- Meidan Ekbis Location within Syria
- Coordinates: 36°49′12″N 36°40′38″E﻿ / ﻿36.82000°N 36.67722°E
- Country: Syria
- Governorate: Aleppo Governorate
- District: Afrin District
- Nahiyah: Rajo

Population (2004 census)
- • Total: 1,302
- Time zone: UTC+3 (AST)

= Meidan Ekbis =

Meidan Ekbis (ميدان اكبس) or Maydan Ikbis or Midan Akbas, is a town in northern Syria, administratively part of the Afrin District of Aleppo Governorate, located north of Aleppo. Nearby localities include Afrin and Rajo to the south. The town lies on the Syria–Turkey border and is a stop on the main railroad crossing into Turkey on the Baghdad Railway and Istanbul-Aleppo-Damascus line.
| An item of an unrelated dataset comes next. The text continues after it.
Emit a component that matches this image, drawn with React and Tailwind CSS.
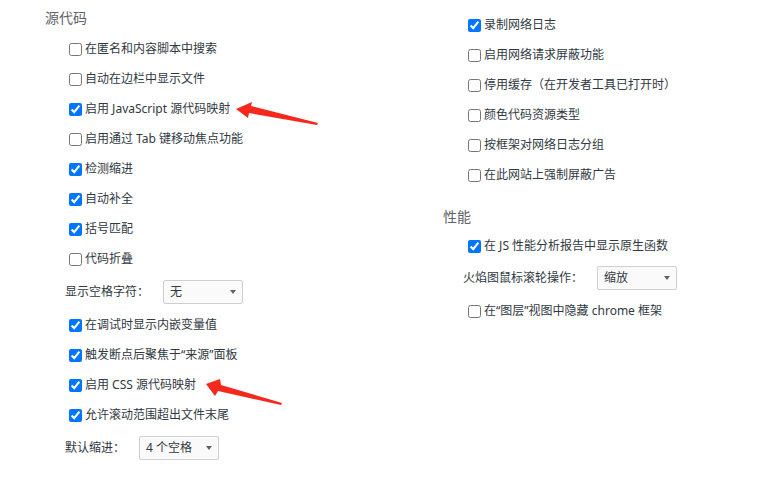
import React from 'react';

const font = { fontFamily: '"Noto Sans", "Noto Sans CJK SC", sans-serif' };

function Check({ label, checked, h = 'h-[30px]' }) {
  return (
    <label className={`flex items-center gap-[3px] ${h}`}>
      <input type="checkbox" readOnly checked={checked} className="m-0 w-[13px] h-[13px] accent-[#0075ff]" />
      <span className="text-[12px] text-[#303942] whitespace-nowrap">{label}</span>
    </label>
  );
}

function Select({ label, value }) {
  return (
    <div className="flex items-center h-[36px] gap-[14px]">
      <span className="text-[12px] text-[#303942] whitespace-nowrap">{label}</span>
      <div className="flex items-center justify-between w-[80px] h-[24px] border border-[#cfcfcf] rounded-[2px] bg-[#fafafa] pl-[6px] pr-[6px]">
        <span className="text-[12px] text-[#303942]">{value}</span>
        <span className="w-0 h-0 border-l-[3px] border-r-[3px] border-t-[4px] border-l-transparent border-r-transparent border-t-[#5f6368]"></span>
      </div>
    </div>
  );
}

function Heading({ children, className }) {
  return (
    <div className={`flex items-center text-[14px] text-[#5f6368] ${className}`}>{children}</div>
  );
}

export default function App() {
  return (
    <div className="relative w-[776px] h-[495px] bg-white overflow-hidden" style={font}>
      <div className="flex">
        {/* 左栏 */}
        <div className="w-[443px] pl-[45px]">
          <Heading className="h-[34px]">源代码</Heading>
          <div className="pl-[24px]">
            <Check label="在匿名和内容脚本中搜索" />
            <Check label="自动在边栏中显示文件" />
            <Check label="启用 JavaScript 源代码映射" checked />
            <Check label="启用通过 Tab 键移动焦点功能" />
            <Check label="检测缩进" checked />
            <Check label="自动补全" checked />
            <Check label="括号匹配" checked />
            <Check label="代码折叠" />
          </div>
          <div className="pl-[20px]">
            <Select label="显示空格字符：" value="无" />
          </div>
          <div className="pl-[24px]">
            <Check label="在调试时显示内嵌变量值" checked />
            <Check label="触发断点后聚焦于“来源”面板" checked />
            <Check label="启用 CSS 源代码映射" checked />
            <Check label="允许滚动范围超出文件末尾" checked />
          </div>
          <div className="pl-[20px]">
            <Select label="默认缩进：" value="4 个空格" />
          </div>
        </div>

        {/* 右栏 */}
        <div className="pt-[10px]">
          <div className="pl-[25px]">
            <Check label="录制网络日志" checked />
            <Check label="启用网络请求屏蔽功能" />
            <Check label="停用缓存（在开发者工具已打开时）" />
            <Check label="颜色代码资源类型" />
            <Check label="按框架对网络日志分组" />
            <Check label="在此网站上强制屏蔽广告" />
          </div>
          <Heading className="mt-[10px] h-[32px]">性能</Heading>
          <div className="pl-[25px]">
            <Check label="在 JS 性能分析报告中显示原生函数" checked h="h-[28px]" />
          </div>
          <div className="pl-[20px]">
            <Select label="火焰图鼠标滚轮操作：" value="缩放" />
          </div>
          <div className="pl-[25px]">
            <Check label="在“图层”视图中隐藏 chrome 框架" />
          </div>
        </div>
      </div>

      {/* 红色标注箭头 */}
      <svg className="absolute inset-0 pointer-events-none" width="776" height="495" viewBox="0 0 776 495">
        <polygon fill="#f5281c" points="236,109 252,102 251,106 318,123 317,125 249,113 248,118" />
        <polygon fill="#f5281c" points="206,384 220,379 221,385 282,403 281,405 218,391 215,396" />
      </svg>
    </div>
  );
}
According to the Syria Central Bureau of Statistics, Meidan Ekbis had a population of 1,302 in the 2004 census. By late July 2013, People's Protection Units (YPG) fighters controlled the town. On February 25, 2018, the village came under the control of the Syrian National Army.

== In Pop Culture ==
In Khaled Khalifa's No Knives in the Kitchens of This City (2013), Meidan Ekibs is mentioned as the hometown of the main family, which they left to move to Aleppo, Syria.